Em contraste, a falta de bons empregos frequentemente traz altos custos políticos e sociais: famílias desmembradas, crime e abuso de entorpecentes, assim como o declínio na confiança no governo, em especialistas e em instituições, a polarização partidária e o nacionalismo populista. Também há claras ineficiências econômicas, uma vez que tecnologias estimuladoras da eficiência ficam restritas a poucas firmas e não se disseminam, contribuindo para um crescimento anêmico dos salários em geral.
A suposição implícita por trás de boa parte de nossa atual mentalidade, assim como a do modelo tradicional do Estado de bem-estar social, é a de que haverá “bons empregos” de classe média disponíveis para todos com a capacitação adequada. Nesse ponto de vista, a estratégia apropriada para fomentar a inclusão é uma que combine investimentos em educação e treinamento, um sistema progressivo de tributação e de transferências e um seguro social contra riscos idiossincráticos como desemprego, doença e incapacitação.
A desigualdade e a insegurança econômica de hoje, no entanto, são problemas estruturais. Tendências seculares na tecnologia e na globalização vêm esvaziando o segmento médio da distribuição de empregos. Os resultados são mais empregos ruins, que não oferecem estabilidade, remuneração suficiente nem avanço na carreira, e um mercado de trabalho permanentemente frágil fora dos grandes centros metropolitanos.
Resolver esses problemas exige uma estratégia diferente, que aborde diretamente a criação de bons empregos. As firmas deveriam arcar com o ônus de internalizar os efeitos de transbordamento econômico e social que causam. Portanto, o setor produtivo precisa estar no cerne da nova estratégia.
Em termos claros, precisamos mudar o que produzimos, como produzimos e quem tem poder de decisão sobre isso. Isso não exige apenas novas políticas, mas também a reconfiguração das que já existem.
Os sistemas nacionais de inovação precisam ser redesenhados de forma a orientar os investimentos a rumos mais favoráveis ao emprego. E políticas para combater as mudanças climáticas, como o Green Deal europeu, precisam estar ligadas explicitamente à criação de empregos em comunidades mais atrasadas nesse aspecto.
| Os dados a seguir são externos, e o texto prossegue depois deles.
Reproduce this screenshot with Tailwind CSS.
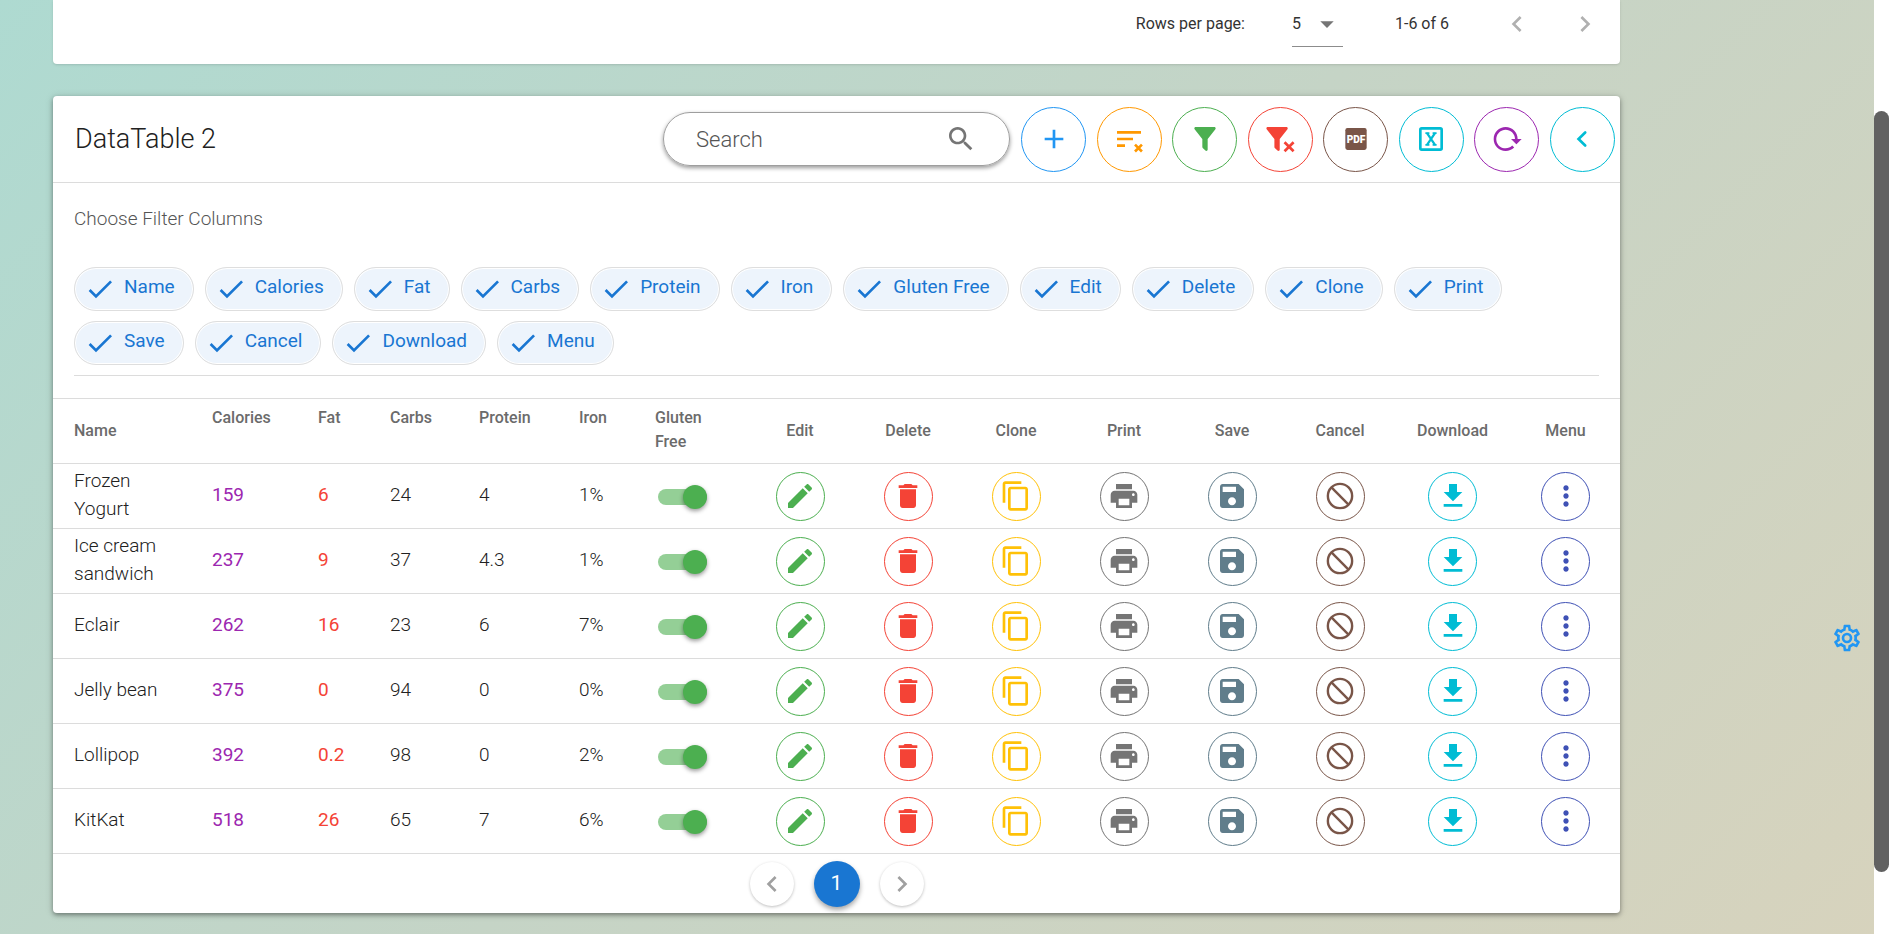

Uma nova ordem econômica exige um quid pro quo explícito entre a empresa privada e a autoridade pública. Para prosperar, as empresas precisam de uma força de trabalho capacitada e confiável, de boa infraestrutura, de um ecossistema de fornecedores e colaboradores, de fácil acesso à tecnologia e de um sistema sólido de contratos e direitos à propriedade. A maior parte disso é proporcionada por medidas públicas e coletivas.
Os governos, por sua vez, precisam que as firmas internalizem as várias externalidades que suas decisões sobre mão de obra, investimentos e inovação produzem em suas comunidades e sociedades. E as firmas precisam cumprir seu lado na barganha – não como parte de uma responsabilidade social das empresas, mas como parte de uma estrutura explícita de regulamentação e governança.
Acima de tudo, qualquer nova estratégia precisa abandonar a separação tradicional entre políticas sociais e políticas pró-crescimento. Um maior crescimento econômico requer a disseminação de novas tecnologias e de oportunidades produtivas tanto entre firmas pequenas quanto entre segmentos mais amplos da força de trabalho, em vez do confinamento de seu uso a uma elite diminuta. Além disso, melhores perspectivas de emprego reduzem a desigualdade e insegurança econômica de forma mais eficiente do que a redistribuição fiscal sozinha. Em termos simples, as agendas sociais e de crescimento são exatamente as mesmas. (Tradução de Sabino Ahumada).
Dani Rodrik, professor de economia política internacional na Faculdade de Governo John F. Kennedy, de Harvard.